Mueren unos relatos, pero nacen otros. El neoliberalismo sentimental ha rellenado el hueco producido por la muerte o el desfallecimiento de los macrorrelatos. Lo reduce todo a un yo autárquico desposeído de tejido comunitario («la sociedad no existe, existe el sujeto y la familia» proclamaba Margaret Thatcher). En las páginas de La razón también tiene sentimientos escribí que «la desmitificación del mundo ha santificado la voluntad en abstracto. Se seculariza la vida como evento biológico, se sacraliza como experiencia privada». Si la voluntad personal y la moral meritocrática («querer es poder», «con esfuerzo todo se consigue», «tienes lo que te mereces», «eres el dueño de tus sueños») ocupan el lugar de los macrorrelatos periclitados, se entenderá por qué la construcción de sentido pasa por una autorrealización personal engranada con la dimensión laboral y económica. El itinerario vital de un ser humano se piramiza en su ubicación productora y en el valor de mercado que poseen sus habilidades. Al entronizar la voluntad como omnímoda capacidad autodeterminadora, el sujeto asume una responsabilidad faraónica, porque en las evaluaciones sobre su instalación y valor en el mundo las condiciones políticas, económicas y estructurales son directamente negligidas. Solo importa el resultado, no el medioambiente contextual tan determinante en el resultado. 

La economía consumista y la mercadización totalitaria (feliz expresión que Giorgo Ruffolo utiliza en El capitalismo tiene los siglos contados) han convertido la antropológica necesidad de crear sentido en un nicho de mercado. Existe una eclosión de consumismo espiritual originado por la disolución de vínculos afectivos, relatos y comunidad. Este paisaje induce a que muchas personas deleguen en terceros la tarea de dar sentido al acontecimiento de existir. Suele ocurrir que ante el advenimiento de precariedad laboral, devaluación de ingresos económicos, incertidumbre vital y soledad afectiva, advertimos no la desaparición de los fines y el sentido, sino que su construcción era tan pusilánime y errática que cualquier contratiempo los pone en crisis o directamente se los lleva por delante. Es el ecosistema idóneo para que se asiente un pensamiento enclenque que receta simplicidades a cuestiones complejas, vacuidad deliberativa que no requiere la sedimentación cognoscitiva y afectiva del día a día que lo convierta en memoria y aprendizaje. 
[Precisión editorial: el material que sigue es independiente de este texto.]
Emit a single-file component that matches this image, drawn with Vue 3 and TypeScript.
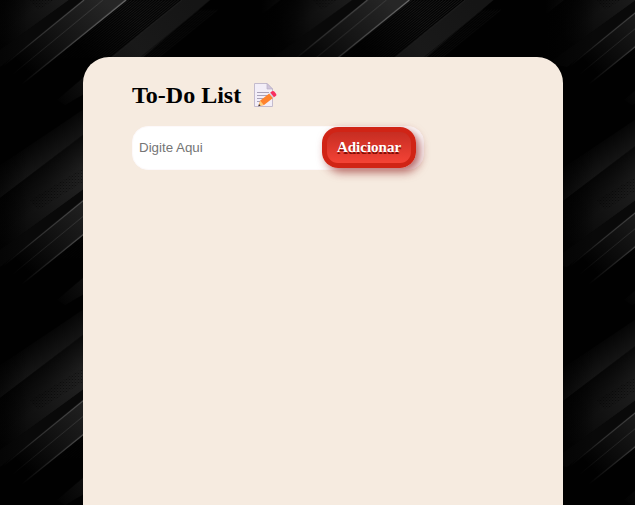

Al cerebro le extenúa pensar, pero anhela la tranquilidad, así que la frugalidad discursiva de la literatura de autoayuda se encuentra con todas las puertas abiertas en el mundo líquido (Bauman), la sociedad del cansancio (Byung-Chul Han), el yo saturado (Kenneth J. Gergen), la sociedad del riesgo (Ullrich Beck), o en una época en la que estamos deseosos de desaparecer de sí (Andre Le Breton).  La serie Wild Wild Country, que recoge la vida de Osho y la idolatría de sus prosélitos, lo refleja de un modo muy elocuente. Urge pensar sobre el sentido, pero también utilizar el enorme acervo acumulado en la biografía de la humanidad. Los vínculos afectivos han servido como analgesia contra el sufrimiento en cualquiera de sus manifestaciones, pero esos vínculos necesitan tiempos, espacios y lenguajes para tejerse, imbricarse, formar potentes ecosistemas lingüísticos que constituyan pensamiento y afecto. Estas tareas necesitan el concurso del largo plazo. Y nos interpelan políticamente a todas y todos.